You're fine if you're limiting your criticism to "homo economicus". And again, your post above does indeed limit itself to "homo economicus" -- you haven't said a word about any moral philosophy that doesn't depend on the assumption that humans try to maximise happiness, or whatever. And, until quite recently, such moral philosophers were the only ones that existed. Basically, you're right in the substance of your argument, but haven't much sense of its scope. I would recommend a wider reading of moral theories than simply "homo economicus". There's a huge, wide world of moral philosophies out there, just waiting for your... "unique" perspective on things.
 
Does Homo economicus actually have any subscribes outside of Neoclassical economics? (Do Neoclassical economists even take it as an accurate description of human behaviour, and not just part of a theoretical model?)

I'm not sure it's a myth which needed puncturing.
 
Does Homo economicus actually have any subscribes outside of Neoclassical economics? (Do Neoclassical economists even take it as an accurate description of human behaviour, and not just part of a theoretical model?)

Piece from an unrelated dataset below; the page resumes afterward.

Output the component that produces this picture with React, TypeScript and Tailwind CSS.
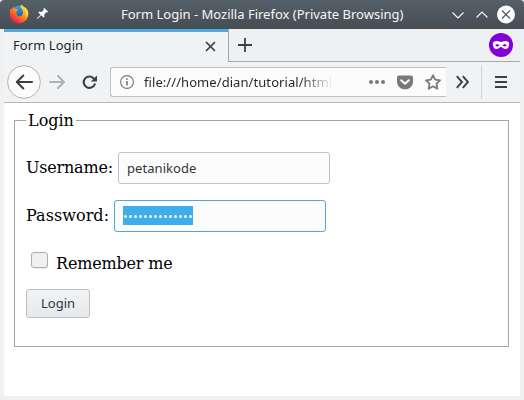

I'm not sure it's a myth which needed puncturing.

European economic policy and most conservative political parties I know of push homo economicus. Whenever someone takes intro microeconomics and forgets to pay attention past week 2 the love to spew a bunch of homo economicus founded nonsense at people.
 
Irrational is subjective.

The definition of rational is : "not logical or reasonable."

One man's "not logical" is another's "perfectly sensible". Humans can justify all sorts of stuff.

One of my goal's for myself is to unite my primitive & "rational" brain together for my common good (and the common good of my friends & allies & humanity).

We didn't evolve in such a complex world with millions of people, fast-food, drugs & internet porn. We're doing the best we can.